━━━━━ Supplied data

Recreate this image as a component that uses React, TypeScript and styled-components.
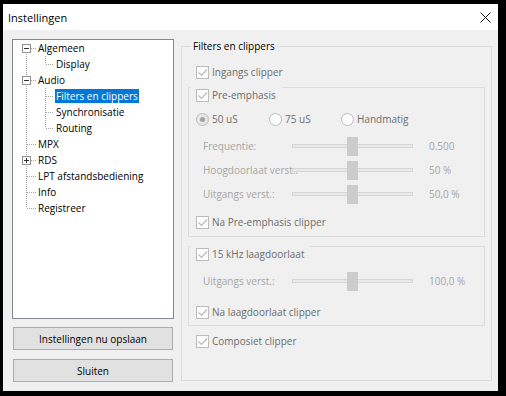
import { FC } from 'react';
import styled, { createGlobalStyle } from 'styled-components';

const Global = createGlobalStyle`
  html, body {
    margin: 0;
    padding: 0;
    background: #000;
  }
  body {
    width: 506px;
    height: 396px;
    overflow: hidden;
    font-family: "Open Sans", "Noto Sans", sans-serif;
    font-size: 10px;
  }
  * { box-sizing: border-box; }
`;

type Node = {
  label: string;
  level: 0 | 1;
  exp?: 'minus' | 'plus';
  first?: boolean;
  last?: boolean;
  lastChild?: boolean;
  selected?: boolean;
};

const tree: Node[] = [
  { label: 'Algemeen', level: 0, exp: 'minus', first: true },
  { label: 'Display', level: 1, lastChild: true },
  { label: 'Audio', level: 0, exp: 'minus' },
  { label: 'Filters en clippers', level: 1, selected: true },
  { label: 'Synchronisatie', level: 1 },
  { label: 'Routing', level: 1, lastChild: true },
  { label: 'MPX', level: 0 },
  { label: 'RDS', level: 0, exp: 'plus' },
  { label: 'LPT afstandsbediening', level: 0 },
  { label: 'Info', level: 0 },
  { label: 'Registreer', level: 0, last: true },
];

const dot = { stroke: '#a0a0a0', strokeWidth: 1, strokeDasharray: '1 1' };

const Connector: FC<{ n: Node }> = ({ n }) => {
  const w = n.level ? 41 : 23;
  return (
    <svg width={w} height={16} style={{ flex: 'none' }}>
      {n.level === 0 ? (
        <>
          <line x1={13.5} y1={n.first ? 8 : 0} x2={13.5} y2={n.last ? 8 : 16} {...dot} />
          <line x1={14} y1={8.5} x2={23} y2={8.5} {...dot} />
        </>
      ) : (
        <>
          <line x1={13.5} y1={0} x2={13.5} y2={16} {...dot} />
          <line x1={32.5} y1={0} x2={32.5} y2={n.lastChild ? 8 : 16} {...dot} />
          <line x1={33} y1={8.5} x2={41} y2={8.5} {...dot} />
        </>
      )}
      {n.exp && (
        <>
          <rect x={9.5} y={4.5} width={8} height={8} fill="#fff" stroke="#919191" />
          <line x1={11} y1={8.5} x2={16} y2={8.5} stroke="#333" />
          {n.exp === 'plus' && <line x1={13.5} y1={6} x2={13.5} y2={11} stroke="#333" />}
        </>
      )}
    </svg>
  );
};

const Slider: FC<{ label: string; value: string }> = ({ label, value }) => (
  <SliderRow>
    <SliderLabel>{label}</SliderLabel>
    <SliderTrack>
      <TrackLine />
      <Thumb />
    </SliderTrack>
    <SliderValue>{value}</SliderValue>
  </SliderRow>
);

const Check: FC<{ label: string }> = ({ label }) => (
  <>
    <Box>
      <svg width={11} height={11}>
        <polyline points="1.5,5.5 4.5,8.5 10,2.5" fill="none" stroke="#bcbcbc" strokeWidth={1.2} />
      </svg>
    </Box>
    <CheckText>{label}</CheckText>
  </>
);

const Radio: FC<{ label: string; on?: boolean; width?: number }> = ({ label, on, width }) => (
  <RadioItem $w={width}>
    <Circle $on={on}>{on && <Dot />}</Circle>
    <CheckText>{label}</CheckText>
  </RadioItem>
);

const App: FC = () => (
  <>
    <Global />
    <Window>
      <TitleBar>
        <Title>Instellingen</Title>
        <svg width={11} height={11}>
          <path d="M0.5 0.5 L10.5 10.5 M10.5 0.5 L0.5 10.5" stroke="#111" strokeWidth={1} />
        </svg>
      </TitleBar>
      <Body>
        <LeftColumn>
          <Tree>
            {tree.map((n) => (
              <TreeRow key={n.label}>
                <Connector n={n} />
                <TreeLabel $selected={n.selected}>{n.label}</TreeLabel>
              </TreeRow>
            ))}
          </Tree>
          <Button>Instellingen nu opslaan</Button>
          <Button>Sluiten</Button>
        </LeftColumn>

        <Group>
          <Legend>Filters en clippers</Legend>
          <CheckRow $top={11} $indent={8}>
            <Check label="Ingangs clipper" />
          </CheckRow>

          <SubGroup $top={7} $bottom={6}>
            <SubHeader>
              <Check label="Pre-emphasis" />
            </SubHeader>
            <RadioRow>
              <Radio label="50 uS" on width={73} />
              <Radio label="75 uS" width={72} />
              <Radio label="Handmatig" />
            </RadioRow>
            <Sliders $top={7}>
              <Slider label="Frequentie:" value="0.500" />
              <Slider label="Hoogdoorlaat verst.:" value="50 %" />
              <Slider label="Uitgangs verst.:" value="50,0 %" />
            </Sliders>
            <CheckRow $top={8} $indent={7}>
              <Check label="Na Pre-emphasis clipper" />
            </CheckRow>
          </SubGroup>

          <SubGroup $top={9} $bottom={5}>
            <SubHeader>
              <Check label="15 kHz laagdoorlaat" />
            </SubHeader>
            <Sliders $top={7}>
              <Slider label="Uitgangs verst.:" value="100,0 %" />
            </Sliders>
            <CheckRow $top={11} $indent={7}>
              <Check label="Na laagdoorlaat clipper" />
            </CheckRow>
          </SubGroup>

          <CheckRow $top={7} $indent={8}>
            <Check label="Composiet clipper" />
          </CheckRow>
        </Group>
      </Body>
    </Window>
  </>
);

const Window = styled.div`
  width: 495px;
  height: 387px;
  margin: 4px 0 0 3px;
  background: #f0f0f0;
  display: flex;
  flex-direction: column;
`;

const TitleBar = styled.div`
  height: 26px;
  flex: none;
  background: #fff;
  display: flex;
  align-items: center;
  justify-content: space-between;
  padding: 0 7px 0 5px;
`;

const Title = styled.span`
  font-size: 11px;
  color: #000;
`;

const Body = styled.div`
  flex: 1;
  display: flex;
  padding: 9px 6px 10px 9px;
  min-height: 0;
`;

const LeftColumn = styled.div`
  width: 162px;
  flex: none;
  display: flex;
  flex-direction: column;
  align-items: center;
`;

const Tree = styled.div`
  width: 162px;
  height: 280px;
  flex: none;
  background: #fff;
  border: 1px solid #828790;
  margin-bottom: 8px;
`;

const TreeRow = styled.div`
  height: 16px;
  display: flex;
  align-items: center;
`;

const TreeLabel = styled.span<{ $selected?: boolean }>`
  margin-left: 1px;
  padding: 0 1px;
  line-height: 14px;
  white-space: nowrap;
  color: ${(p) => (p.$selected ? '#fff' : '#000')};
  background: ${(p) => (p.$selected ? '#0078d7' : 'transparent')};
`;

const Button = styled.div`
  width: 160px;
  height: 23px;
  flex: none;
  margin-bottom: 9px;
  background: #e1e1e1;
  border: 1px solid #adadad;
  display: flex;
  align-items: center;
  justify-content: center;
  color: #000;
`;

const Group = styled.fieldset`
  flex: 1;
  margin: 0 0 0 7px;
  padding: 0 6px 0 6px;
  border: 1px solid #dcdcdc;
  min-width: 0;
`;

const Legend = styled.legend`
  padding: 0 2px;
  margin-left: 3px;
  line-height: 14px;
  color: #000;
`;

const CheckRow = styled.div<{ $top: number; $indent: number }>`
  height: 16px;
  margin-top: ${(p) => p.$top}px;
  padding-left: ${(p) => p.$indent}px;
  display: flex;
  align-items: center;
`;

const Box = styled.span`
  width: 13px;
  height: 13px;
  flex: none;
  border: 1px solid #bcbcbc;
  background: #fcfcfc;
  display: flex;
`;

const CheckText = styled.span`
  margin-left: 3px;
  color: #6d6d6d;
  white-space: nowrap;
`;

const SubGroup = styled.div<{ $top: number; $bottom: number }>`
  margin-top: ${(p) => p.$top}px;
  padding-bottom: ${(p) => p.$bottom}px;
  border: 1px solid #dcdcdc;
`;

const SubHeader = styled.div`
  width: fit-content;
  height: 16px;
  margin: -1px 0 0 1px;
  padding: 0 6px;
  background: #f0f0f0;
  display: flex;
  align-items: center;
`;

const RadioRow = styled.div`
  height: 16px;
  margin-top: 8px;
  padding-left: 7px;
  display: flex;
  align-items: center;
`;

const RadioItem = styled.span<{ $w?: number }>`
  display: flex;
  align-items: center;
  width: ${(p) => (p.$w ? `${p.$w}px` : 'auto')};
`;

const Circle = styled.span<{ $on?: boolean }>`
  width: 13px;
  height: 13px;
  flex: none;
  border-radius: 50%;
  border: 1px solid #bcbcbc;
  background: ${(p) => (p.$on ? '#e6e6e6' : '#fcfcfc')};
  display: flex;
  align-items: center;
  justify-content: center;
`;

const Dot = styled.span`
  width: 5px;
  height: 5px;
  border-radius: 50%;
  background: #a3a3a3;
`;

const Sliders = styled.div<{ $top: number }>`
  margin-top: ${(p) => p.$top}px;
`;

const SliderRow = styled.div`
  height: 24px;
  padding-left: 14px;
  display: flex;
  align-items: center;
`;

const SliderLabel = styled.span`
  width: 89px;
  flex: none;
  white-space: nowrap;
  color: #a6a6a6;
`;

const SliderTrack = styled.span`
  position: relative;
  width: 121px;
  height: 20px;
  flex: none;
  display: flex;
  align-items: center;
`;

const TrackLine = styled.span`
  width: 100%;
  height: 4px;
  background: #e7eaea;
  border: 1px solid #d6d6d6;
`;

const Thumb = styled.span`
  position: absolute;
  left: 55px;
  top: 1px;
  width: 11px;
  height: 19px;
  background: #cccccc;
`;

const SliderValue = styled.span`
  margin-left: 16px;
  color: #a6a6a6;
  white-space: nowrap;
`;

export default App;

━━━━━━━━━━

| Problem |
From the listing, copy each line containing the word "components".

| Response to the exercise |
Recreate this image as a component that uses React, TypeScript and styled-components.
import styled, { createGlobalStyle } from 'styled-components';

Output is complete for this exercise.